GOAL:
Write out the complete material exactly as it stands.

── SUPPLIED RECORDS

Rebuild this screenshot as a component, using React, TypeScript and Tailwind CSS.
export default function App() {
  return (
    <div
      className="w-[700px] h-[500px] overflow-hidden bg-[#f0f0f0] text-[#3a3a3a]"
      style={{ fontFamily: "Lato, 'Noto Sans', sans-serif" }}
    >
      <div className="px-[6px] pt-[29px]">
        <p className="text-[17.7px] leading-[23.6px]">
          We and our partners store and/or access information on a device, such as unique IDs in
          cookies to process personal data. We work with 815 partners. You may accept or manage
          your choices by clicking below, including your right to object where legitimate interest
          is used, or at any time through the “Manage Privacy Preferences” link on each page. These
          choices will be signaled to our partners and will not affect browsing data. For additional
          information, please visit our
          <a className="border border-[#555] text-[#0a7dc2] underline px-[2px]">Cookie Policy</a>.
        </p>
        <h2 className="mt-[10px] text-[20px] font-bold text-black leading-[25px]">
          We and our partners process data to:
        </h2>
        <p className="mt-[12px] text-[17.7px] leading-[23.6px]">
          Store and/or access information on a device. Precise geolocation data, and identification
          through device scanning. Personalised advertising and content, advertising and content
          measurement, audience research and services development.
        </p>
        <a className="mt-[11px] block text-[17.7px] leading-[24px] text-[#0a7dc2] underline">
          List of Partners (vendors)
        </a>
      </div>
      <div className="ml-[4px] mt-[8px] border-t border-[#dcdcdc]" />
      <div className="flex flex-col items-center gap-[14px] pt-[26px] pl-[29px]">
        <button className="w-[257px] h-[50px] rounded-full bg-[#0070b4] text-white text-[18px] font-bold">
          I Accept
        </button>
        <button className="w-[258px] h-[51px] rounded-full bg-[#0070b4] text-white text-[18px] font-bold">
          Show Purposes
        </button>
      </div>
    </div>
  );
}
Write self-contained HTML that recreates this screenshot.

────

WRITTEN ANSWER:
Rebuild this screenshot as a component, using React, TypeScript and Tailwind CSS.
export default function App() {
  return (
    <div
      className="w-[700px] h-[500px] overflow-hidden bg-[#f0f0f0] text-[#3a3a3a]"
      style={{ fontFamily: "Lato, 'Noto Sans', sans-serif" }}
    >
      <div className="px-[6px] pt-[29px]">
        <p className="text-[17.7px] leading-[23.6px]">
          We and our partners store and/or access information on a device, such as unique IDs in
          cookies to process personal data. We work with 815 partners. You may accept or manage
          your choices by clicking below, including your right to object where legitimate interest
          is used, or at any time through the “Manage Privacy Preferences” link on each page. These
          choices will be signaled to our partners and will not affect browsing data. For additional
          information, please visit our
          <a className="border border-[#555] text-[#0a7dc2] underline px-[2px]">Cookie Policy</a>.
        </p>
        <h2 className="mt-[10px] text-[20px] font-bold text-black leading-[25px]">
          We and our partners process data to:
        </h2>
        <p className="mt-[12px] text-[17.7px] leading-[23.6px]">
          Store and/or access information on a device. Precise geolocation data, and identification
          through device scanning. Personalised advertising and content, advertising and content
          measurement, audience research and services development.
        </p>
        <a className="mt-[11px] block text-[17.7px] leading-[24px] text-[#0a7dc2] underline">
          List of Partners (vendors)
        </a>
      </div>
      <div className="ml-[4px] mt-[8px] border-t border-[#dcdcdc]" />
      <div className="flex flex-col items-center gap-[14px] pt-[26px] pl-[29px]">
        <button className="w-[257px] h-[50px] rounded-full bg-[#0070b4] text-white text-[18px] font-bold">
          I Accept
        </button>
        <button className="w-[258px] h-[51px] rounded-full bg-[#0070b4] text-white text-[18px] font-bold">
          Show Purposes
        </button>
      </div>
    </div>
  );
}
Write self-contained HTML that recreates this screenshot.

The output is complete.